Eventually, despite a first hour that seems to take significant joy in the mechanics of a world where crime ought to be impossible, Anon even stops being an especially good sci-fi-inflected murder mystery; the only surprise it was ever capable of, considering its lack of red herrings, is inevitably the surprise it obligingly sacrifices to its grudge against the strawman world it's conjured up for our condemnation.  (There really aren't very many surveillance utopias, are there?)
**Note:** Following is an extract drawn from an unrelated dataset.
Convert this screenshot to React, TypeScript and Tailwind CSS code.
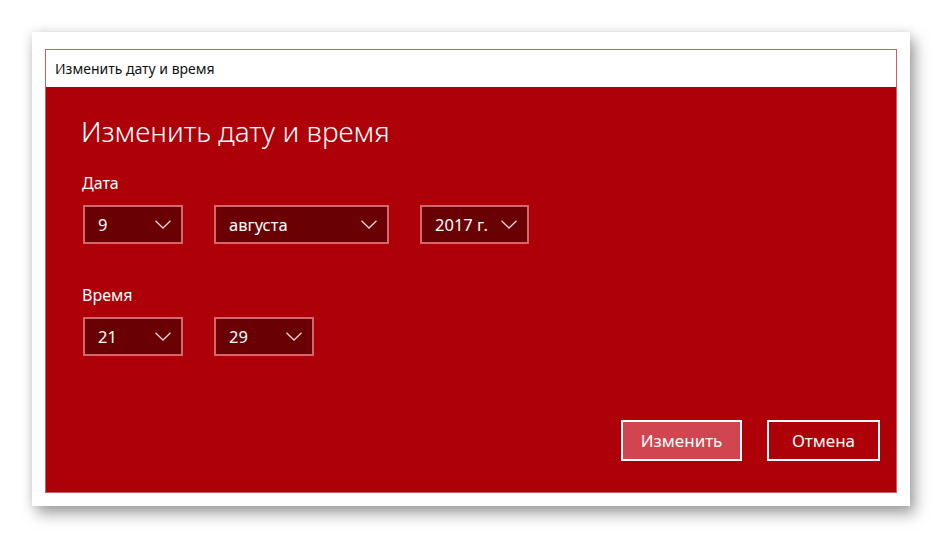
import React from "react";

const Chevron = () => (
  <svg width="16" height="9" viewBox="0 0 16 9" className="shrink-0">
    <polyline
      points="0.5,0.8 8,8 15.5,0.8"
      fill="none"
      stroke="#f3d6d7"
      strokeWidth="1.3"
    />
  </svg>
);

type SelectProps = { value: string; width: string };

const Select = ({ value, width }: SelectProps) => (
  <div
    className={`${width} h-[39px] border-2 border-[#d2676c] bg-[#680004] flex items-center justify-between pl-[13px] pr-[10px] text-white text-[16.5px] leading-[20px]`}
  >
    <span>{value}</span>
    <Chevron />
  </div>
);

const App = () => {
  return (
    <div
      className="w-[942px] h-[539px] bg-white pt-[32px] pl-[32px]"
      style={{ fontFamily: '"Noto Sans", "Open Sans", sans-serif' }}
    >
      <div className="w-[878px] h-[474px] bg-white pt-[17px] px-[13px] pb-[13px] shadow-[0_0_10px_rgba(0,0,0,0.12),5px_8px_14px_rgba(0,0,0,0.35)]">
        <div className="w-full h-full border border-[#d25e63] flex flex-col">
          <div className="h-[37px] bg-white flex items-center pl-[9px] text-[14px] text-[#111]">
            Изменить дату и время
          </div>
          <div className="flex-1 bg-[#ad0008] flex flex-col pl-[37px] pr-[16px] pb-[31px] text-white">
            <h1 className="mt-[26px] -ml-[2px] text-[28px] leading-[36px] font-light">
              Изменить дату и время
            </h1>
            <div className="mt-[24px] -ml-[1px] text-[16px] leading-[20px]">Дата</div>
            <div className="mt-[12px] flex gap-[31px]">
              <Select value="9" width="w-[100px]" />
              <Select value="августа" width="w-[175px]" />
              <Select value="2017 г." width="w-[109px]" />
            </div>
            <div className="mt-[41px] -ml-[1px] text-[16px] leading-[20px]">Время</div>
            <div className="mt-[12px] flex gap-[31px]">
              <Select value="21" width="w-[100px]" />
              <Select value="29" width="w-[100px]" />
            </div>
            <div className="flex-1" />
            <div className="flex justify-end gap-[25px]">
              <button className="w-[121px] h-[41px] border-2 border-white bg-[#d0454f] text-[17px] text-white">
                Изменить
              </button>
              <button className="w-[113px] h-[41px] border-2 border-white bg-transparent text-[17px] text-white">
                Отмена
              </button>
            </div>
          </div>
        </div>
      </div>
    </div>
  );
};

export default App;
Yet it is something of a return to form for Niccol's SF, anyway: it looks better than any movie he's made since Gattaca; it continues to work splendidly as a showcase of technique even when it starts to suck at everything else; and, narratively, it's never such a stupid slog as In Time or, God forbid, The Host.  You just wish it were better, because it's already halfway-good, and it seems like it wouldn't even have taken all that much effort for it to be actually good.